Soon after Trump's announcement, the Justice Department said it will tell the courts it is no longer fighting the census issue.

"Today’s Executive Order represents an alternative path to collecting the best citizenship data now available, which is vital for informed policymaking and numerous other reasons," spokesperson Kerri Kupec said in a statement. "Accordingly, the Department will promptly inform the courts that the Government will not include a citizenship question on the 2020 decennial census.”

At her weekly press conference Thursday, House Speaker Nancy Pelosi announced the House will vote next week to hold Ross and Barr in criminal contempt for their role in the development of the citizenship question on the census.

On Tuesday, Sens. Brian Schatz, D-Hawaii, and Jack Reed, D-R.I., asked Ross and Barr in a letter to "immediately cease consideration of an executive order or any other means of adding a citizenship question and instead take all necessary steps to ensure an on-time Decennial Census."

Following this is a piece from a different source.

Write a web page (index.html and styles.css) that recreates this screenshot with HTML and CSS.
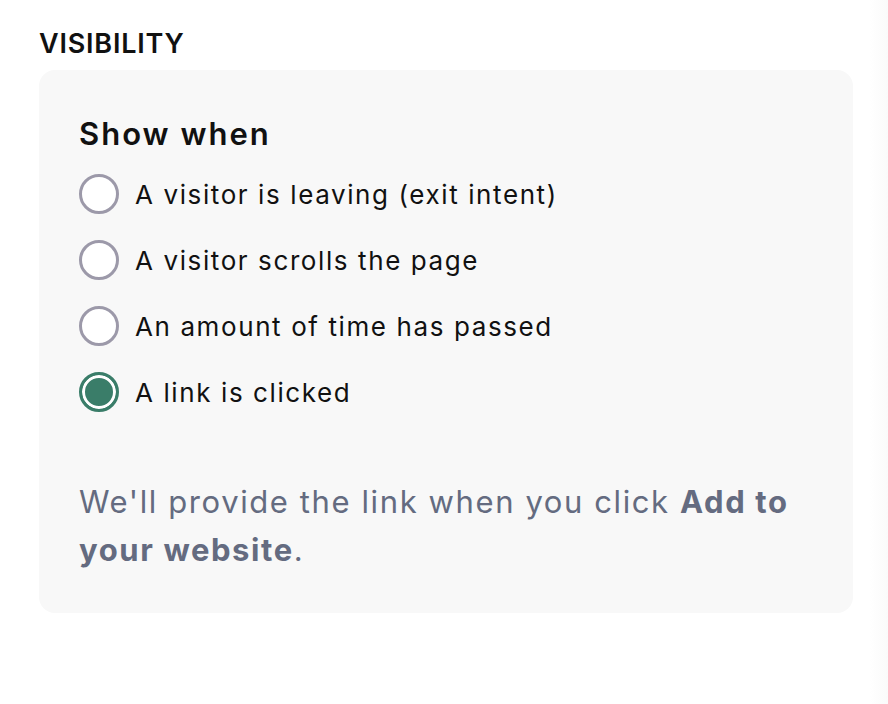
FILE: index.html
```html
<!DOCTYPE html>
<html>
<head>
<meta charset="utf-8">
<link rel="stylesheet" href="styles.css">
</head>
<body>
<div class="page">
  <div class="section-label">VISIBILITY</div>
  <div class="card">
    <div class="card-title">Show when</div>
    <div class="options">
      <label class="option"><span class="radio"></span><span class="option-text">A visitor is leaving (exit intent)</span></label>
      <label class="option"><span class="radio"></span><span class="option-text">A visitor scrolls the page</span></label>
      <label class="option"><span class="radio"></span><span class="option-text">An amount of time has passed</span></label>
      <label class="option"><span class="radio checked"></span><span class="option-text">A link is clicked</span></label>
    </div>
    <p class="note">We'll provide the link when you click <strong>Add to your website</strong>.</p>
  </div>
</div>
<div class="edge"></div>
</body>
</html>
```
FILE: styles.css
```css
html, body {
  margin: 0;
  padding: 0;
  background: #ffffff;
}
body {
  font-family: Inter, "Open Sans", sans-serif;
  color: #111111;
  width: 888px;
  height: 704px;
  overflow: hidden;
  position: relative;
}
.page {
  padding: 28px 35px 0 39px;
}
.section-label {
  font-size: 27px;
  font-weight: 600;
  letter-spacing: 0.8px;
  line-height: 32px;
  color: #111;
}
.card {
  margin-top: 10px;
  width: 814px;
  height: 543px;
  box-sizing: border-box;
  background: #f8f8f8;
  border-radius: 16px;
  padding: 44px 40px 0 40px;
}
.card-title {
  font-size: 31px;
  font-weight: 600;
  letter-spacing: 2px;
  line-height: 40px;
}
.options {
  display: flex;
  flex-direction: column;
  gap: 26px;
  margin-top: 20px;
}
.option {
  display: flex;
  align-items: center;
  gap: 16px;
  height: 40px;
}
.radio {
  width: 40px;
  height: 40px;
  box-sizing: border-box;
  border: 3px solid #9c99a9;
  border-radius: 50%;
  background: #ffffff;
  flex: none;
}
.radio.checked {
  border-color: #3a7d69;
  background: #3a7d69;
  box-shadow: inset 0 0 0 3px #ffffff;
}
.option-text {
  font-size: 26px;
  font-weight: 400;
  letter-spacing: 1.6px;
}
.note {
  margin: 66px 0 0 0;
  font-size: 31px;
  line-height: 48px;
  letter-spacing: 1.6px;
  color: #646b80;
}
.note strong {
  font-weight: 700;
}
.edge {
  position: absolute;
  top: 0;
  right: 0;
  width: 18px;
  height: 704px;
  background: linear-gradient(to right, #ffffff, #fafafa);
}
```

"The notion that the Administration is seeking a new rationale to add a citizenship question after Chief Justice Roberts characterized its previous position as 'contrived' is deeply disturbing," the senators wrote. "It strains credulity that the Administration could come up with a new rationale that wouldn't be similarly flawed and disingenuous at this late date."

Meanwhile, the press conference came at the conclusion of another event that's drawn considerable attention in recent days, the president's planned social media summit. Trump hosted several right-wing internet personalities to "share how they have been affected by bias online" as Republicans for months have blasted social media companies for what they see as unfair censorship of their views online.

Trump went on an extended tweetstorm Thursday as he hyped the event.

"A big subject today at the White House Social Media Summit will be the tremendous dishonesty, bias, discrimination and suppression practiced by certain companies," he wrote. "We will not let them get away with it much longer. The Fake News Media will also be there, but for a limited period."